1) Cancellation Penalties
Before starting a business and considering a particular processor, be sure to ask about their cancellation penalty. Be aware of early cancellation fees or lengthy contract terms. It would be a great loss for the merchant to be stuck paying high cancellation fees for a business which is not profitable.
2) Accepting High Rates and Fees
When a merchant agrees to work with a credit card processor they agree to certain terms and conditions with the processor. Credit card processing companies charge higher rates per transaction to mitigate the risk of allowing merchants to use their merchant account. Merchants should read carefully the terms and conditions to understand what will they be charged for each transaction they make.
3) Hidden Fees
The most common problem that the merchant's face is they do not receive the pricing that was promised to them by the salesperson before signing the merchant agreement. This may be because the merchant was not aware of merchant industry pricing or because they didn't properly read the terms of the contract. Merchants should, therefore, look for anything that might be a surcharge and make sure to understand the pricing before signing the contract.

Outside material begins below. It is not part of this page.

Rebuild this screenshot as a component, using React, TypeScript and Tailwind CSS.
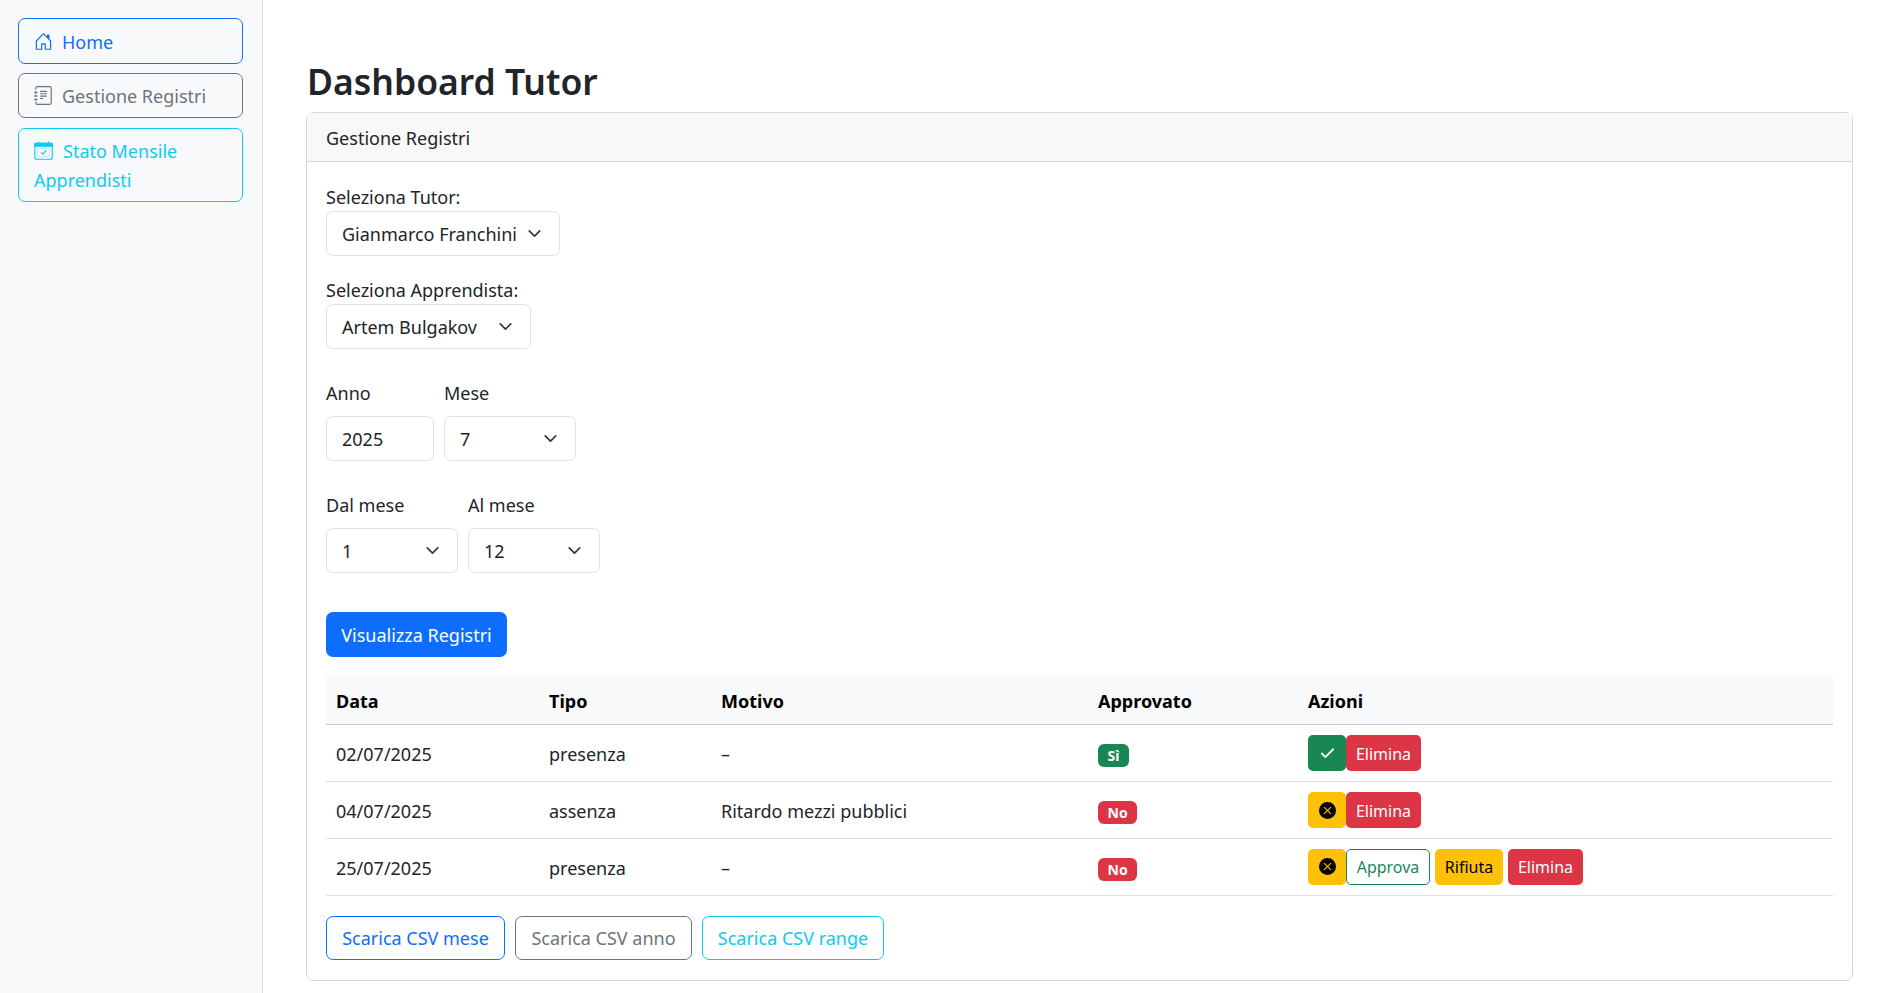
import { BsHouseDoor, BsJournalText, BsXCircleFill } from "react-icons/bs";
import { ChevronDown, Check } from "lucide-react";

const rows = [
  { data: "02/07/2025", tipo: "presenza", motivo: "–", ok: true, pending: false },
  { data: "04/07/2025", tipo: "assenza", motivo: "Ritardo mezzi pubblici", ok: false, pending: false },
  { data: "25/07/2025", tipo: "presenza", motivo: "–", ok: false, pending: true },
];

function Select({ value, className }: { value: string; className: string }) {
  return (
    <div className={`flex h-[45px] items-center justify-between rounded-[7px] border border-[#dee2e6] bg-white pl-[15px] pr-[14px] text-[#212529] ${className}`}>
      <span className="pt-[2px]">{value}</span>
      <ChevronDown size={21} strokeWidth={2} className="text-[#343a40]" />
    </div>
  );
}

// Calendar with the solid header band used on the third sidebar link
function CalendarIcon() {
  return (
    <svg width="19" height="19" viewBox="0 0 19 19" fill="none" stroke="currentColor" className="mr-[10px] inline-block align-[-2px]">
      <rect x="0.75" y="2.25" width="17.5" height="16" rx="2" strokeWidth="1.1" />
      <path d="M0.75 2.25h17.5v3H0.75z" fill="currentColor" strokeWidth="1" />
      <path d="M4.5 0.5v2M14.5 0.5v2" strokeWidth="1.3" />
      <rect x="3.5" y="7.5" width="12" height="8" rx="0.5" strokeWidth="0.5" opacity="0.5" />
      <path d="M7 11.3l1.8 1.8 3.4-3.6" strokeWidth="1.1" />
    </svg>
  );
}

export default function App() {
  return (
    <div className="flex min-h-[993px] bg-white text-[18px] leading-[29px] text-[#212529] [font-family:'Noto_Sans',sans-serif]">
      {/* Sidebar */}
      <aside className="flex w-[263px] shrink-0 flex-col border-r border-[#dee2e6] bg-[#f8f9fa] py-[18px] pl-[18px] pr-[19px]">
        <a className="mb-[9px] flex h-[46px] items-center gap-[9px] rounded-[7px] border border-[#0d6efd] px-[15px] text-[#0d6efd]">
          <BsHouseDoor size={19} />
          <span className="pt-[2px]">Home</span>
        </a>
        <a className="mb-[10px] flex h-[45px] items-center gap-[9px] rounded-[7px] border border-[#6c757d] px-[15px] text-[#6c757d]">
          <BsJournalText size={19} />
          <span className="pt-[2px]">Gestione Registri</span>
        </a>
        <a className="block h-[74px] rounded-[7px] border border-[#0dcaf0] px-[15px] pt-[8px] text-[#0dcaf0]">
          <CalendarIcon />
          Stato Mensile Apprendisti
        </a>
      </aside>

      {/* Main */}
      <main className="min-w-0 flex-1 pl-[43px] pr-[43px] pt-[52px]">
        <h1 className="h-[60px] pl-[1px] text-[35.5px] leading-[58px] font-semibold text-[#212529]">Dashboard Tutor</h1>
        <section className="rounded-[7px] border border-[#d5d7d9]">
          <div className="flex h-[49px] items-center border-b border-[#d5d7d9] bg-[#f8f8f8] px-[19px] pt-[2px]">Gestione Registri</div>
          <div className="px-[19px] pt-[20px] pb-[20px]">
            <label className="block h-[29px] pt-[1px]">Seleziona Tutor:</label>
            <Select value="Gianmarco Franchini" className="w-[234px]" />
            <label className="mt-[19px] block h-[29px] pt-[1px]">Seleziona Apprendista:</label>
            <Select value="Artem Bulgakov" className="w-[205px]" />

            <div className="mt-[29px] flex gap-[10px]">
              <div>
                <label className="mb-[9px] block h-[29px] pt-[1px]">Anno</label>
                <div className="flex h-[45px] w-[108px] items-center rounded-[7px] border border-[#dee2e6] px-[15px] pt-[2px]">2025</div>
              </div>
              <div>
                <label className="mb-[9px] block h-[29px] pt-[1px]">Mese</label>
                <Select value="7" className="w-[132px]" />
              </div>
            </div>

            <div className="mt-[29px] flex gap-[10px]">
              <div>
                <label className="mb-[9px] block h-[29px] pt-[1px]">Dal mese</label>
                <Select value="1" className="w-[132px]" />
              </div>
              <div>
                <label className="mb-[9px] block h-[29px] pt-[1px]">Al mese</label>
                <Select value="12" className="w-[132px]" />
              </div>
            </div>

            <button className="mt-[39px] flex h-[45px] w-[181px] items-center justify-center rounded-[7px] bg-[#0d6efd] pt-[2px] text-white">
              Visualizza Registri
            </button>

            <table className="mt-[19px] w-full border-collapse text-left">
              <thead>
                <tr className="h-[48px] border-b border-[#c8c9ca] bg-[#f8f9fa] text-black">
                  <th className="w-[213px] px-[10px] pt-[3px] font-bold">Data</th>
                  <th className="w-[172px] px-[10px] pt-[3px] font-bold">Tipo</th>
                  <th className="w-[377px] px-[10px] pt-[3px] font-bold">Motivo</th>
                  <th className="w-[210px] px-[10px] pt-[3px] font-bold">Approvato</th>
                  <th className="px-[10px] pt-[3px] font-bold">Azioni</th>
                </tr>
              </thead>
              <tbody>
                {rows.map((r) => (
                  <tr key={r.data} className="h-[57px] border-b border-[#dee2e6]">
                    <td className="px-[10px] pt-[3px]">{r.data}</td>
                    <td className="px-[10px] pt-[3px]">{r.tipo}</td>
                    <td className="px-[10px] pt-[3px]">{r.motivo}</td>
                    <td className="px-[10px] pt-[3px]">
                      <span className={`inline-block h-[23px] rounded-[6px] px-[9.5px] text-[14px] leading-[24px] font-bold text-white ${r.ok ? "bg-[#198754]" : "bg-[#dc3545]"}`}>
                        {r.ok ? "Sì" : "No"}
                      </span>
                    </td>
                    <td className={`px-[10px] ${r.pending ? "" : "pt-[1px]"}`}>
                      <div className="flex items-center text-[16px]">
                        <span className={`flex h-[36px] w-[38px] items-center justify-center rounded-[5px] ${r.ok ? "bg-[#198754] text-white" : "bg-[#ffc107] text-black"}`}>
                          {r.ok ? <Check size={17} strokeWidth={2.6} /> : <BsXCircleFill size={17} />}
                        </span>
                        {r.pending && (
                          <>
                            <button className="flex h-[36px] w-[84px] items-center justify-center rounded-[5px] border border-[#198754] pt-[2px] text-[#198754]">Approva</button>
                            <button className="ml-[5px] flex h-[36px] w-[68px] items-center justify-center rounded-[5px] bg-[#ffc107] pt-[2px] text-black">Rifiuta</button>
                            <button className="ml-[5px] flex h-[36px] w-[75px] items-center justify-center rounded-[5px] bg-[#dc3545] pt-[2px] text-white">Elimina</button>
                          </>
                        )}
                        {!r.pending && (
                          <button className="flex h-[36px] w-[75px] items-center justify-center rounded-[5px] bg-[#dc3545] pt-[2px] text-white">Elimina</button>
                        )}
                      </div>
                    </td>
                  </tr>
                ))}
              </tbody>
            </table>

            <div className="mt-[20px] flex gap-[10px]">
              <button className="flex h-[44px] w-[179px] items-center justify-center rounded-[7px] border border-[#0d6efd] pt-[2px] text-[#0d6efd]">Scarica CSV mese</button>
              <button className="flex h-[44px] w-[177px] items-center justify-center rounded-[7px] border border-[#6c757d] pt-[2px] text-[#6c757d]">Scarica CSV anno</button>
              <button className="flex h-[44px] w-[182px] items-center justify-center rounded-[7px] border border-[#0dcaf0] pt-[2px] text-[#0dcaf0]">Scarica CSV range</button>
            </div>
          </div>
        </section>
      </main>
    </div>
  );
}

4) Ignoring Volume Requirements
Some processing agreements have volume commitments that a merchant must satisfy. The volume of the transaction and dollar amount can change the terms and rates associated with credit card processing. Be aware and make sure that there are no volume commitments in your processing agreement. Before you commit to terms ensure that there are no minimum or maximum volume commitments that might impact rates and fees.